*Instructions for the task*.
Using the listing below, please gather every line containing the word "this".

*Data shown*.
--- --- ---

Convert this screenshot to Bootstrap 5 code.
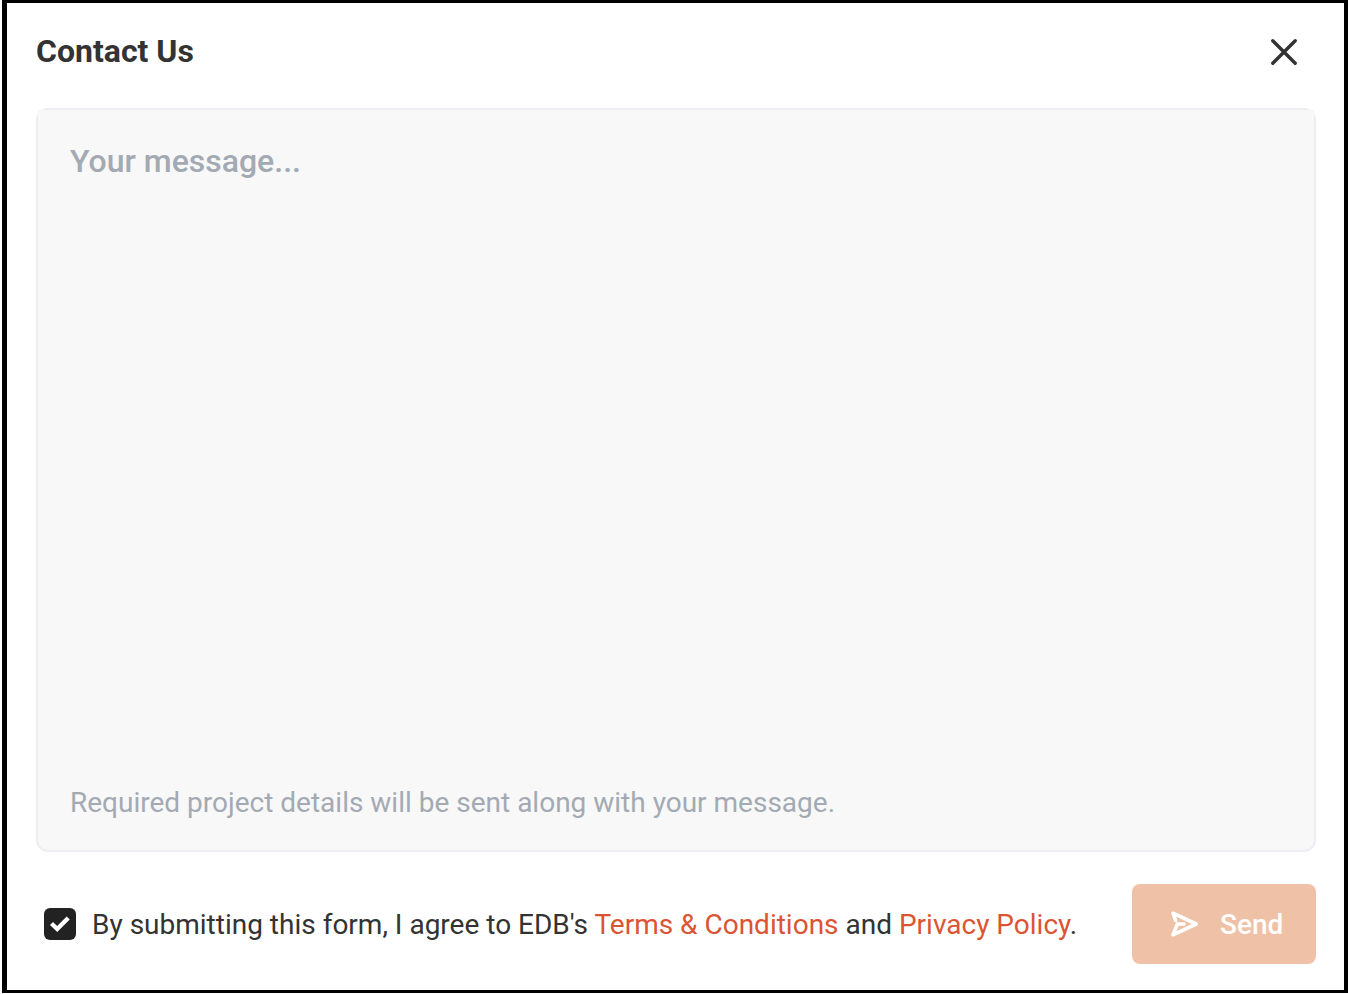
<!DOCTYPE html>
<html lang="en">
<head>
<meta charset="utf-8">
<meta name="viewport" content="width=device-width, initial-scale=1">
<title>Contact Us</title>
<link href="https://cdn.jsdelivr.net/npm/bootstrap@5.3.0/dist/css/bootstrap.min.css" rel="stylesheet">
<style>
  body { font-family: Roboto, "Liberation Sans", sans-serif; color: #333; background: #fff; font-size: 28px; line-height: 40px; }
  .contact-dialog { border: solid #000; border-width: 3px 4px 3px 5px; margin: 0 0 1px 2px; padding: 28px 28px 26px 29px; }
  .contact-title { font-size: 32px; line-height: 40px; font-weight: 700; }
  .close-btn { width: 64px; height: 40px; color: #333; }
  .message-box { background: #f8f8f8; border: 2px solid #ededf4; border-radius: 12px; margin-top: 37px; }
  .message-input { background: #f8f8f8; border-radius: 0; resize: none; padding: 31px 32px 0; font-size: 32px; line-height: 40px; font-weight: 500; }
  .message-input:focus { background: #f8f8f8; box-shadow: none; }
  .message-input::placeholder, .message-note { color: #a3aab3; opacity: 1; }
  .message-note { padding: 0 32px 27px; }
  .form-footer { margin-top: 32px; padding-left: 8px; }
  .footer-text { padding-top: 2px; }
  .agree-check.form-check-input { width: 32px; height: 32px; border: 0; border-radius: 6px; }
  .agree-check:checked { background-color: #222;
    background-image: url("data:image/svg+xml,%3Csvg xmlns='http://www.w3.org/2000/svg' viewBox='0 0 32 32'%3E%3Cpath d='M7.5 15.5 13.2 21 24.2 10' fill='none' stroke='%23fff' stroke-width='4.4'/%3E%3C/svg%3E"); }
  .terms-link { color: #db5533; }
  .send-btn.btn { min-width: 184px; height: 80px; padding: 0 32px; border: 0; border-radius: 8px; background: #efc1a6; color: #fff; font-size: 28px; font-weight: 500; }
</style>
</head>
<body>
<form class="d-flex flex-column min-vh-100" onsubmit="return false">
  <div class="contact-dialog d-flex flex-column flex-grow-1">
    <header class="d-flex align-items-center justify-content-between">
      <h1 class="contact-title m-0">Contact Us</h1>
      <button type="button" class="btn close-btn border-0 p-0 d-flex align-items-center justify-content-center" aria-label="Close">
        <svg width="28" height="28" viewBox="0 0 28 28" fill="none" stroke="currentColor" stroke-width="3.4" stroke-linecap="round"><path d="M2.8 3.8 25.2 26.2M25.2 3.8 2.8 26.2"/></svg>
      </button>
    </header>
    <div class="message-box d-flex flex-column flex-grow-1">
      <textarea class="message-input form-control border-0 flex-grow-1" placeholder="Your message..." aria-label="Your message" aria-describedby="note"></textarea>
      <p id="note" class="message-note m-0">Required project details will be sent along with your message.</p>
    </div>
    <footer class="form-footer d-flex align-items-center justify-content-between">
      <div class="d-flex align-items-center gap-3">
        <input type="checkbox" id="agree" class="form-check-input agree-check m-0 flex-shrink-0" checked>
        <label for="agree" class="footer-text">By submitting this form, I agree to EDB's <a href="#" class="terms-link text-decoration-none">Terms &amp; Conditions</a> and <a href="#" class="terms-link text-decoration-none">Privacy Policy</a>.</label>
      </div>
      <button type="submit" class="btn send-btn d-flex align-items-center gap-3">
        <svg width="40" height="40" viewBox="0 0 40 40" fill="none" stroke="currentColor" stroke-width="3.6" stroke-linecap="round" stroke-linejoin="round"><path d="M11.6 16.5 9 9.2 32.2 20 9 30.8 13.4 20H20"/></svg>
        <span class="footer-text">Send</span>
      </button>
    </footer>
  </div>
</form>
<script src="https://cdn.jsdelivr.net/npm/bootstrap@5.3.0/dist/js/bootstrap.bundle.min.js"></script>
</body>
</html>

--- --- ---

*Task result*.
Convert this screenshot to Bootstrap 5 code.
        <label for="agree" class="footer-text">By submitting this form, I agree to EDB's <a href="#" class="terms-link text-decoration-none">Terms &amp; Conditions</a> and <a href="#" class="terms-link text-decoration-none">Privacy Policy</a>.</label>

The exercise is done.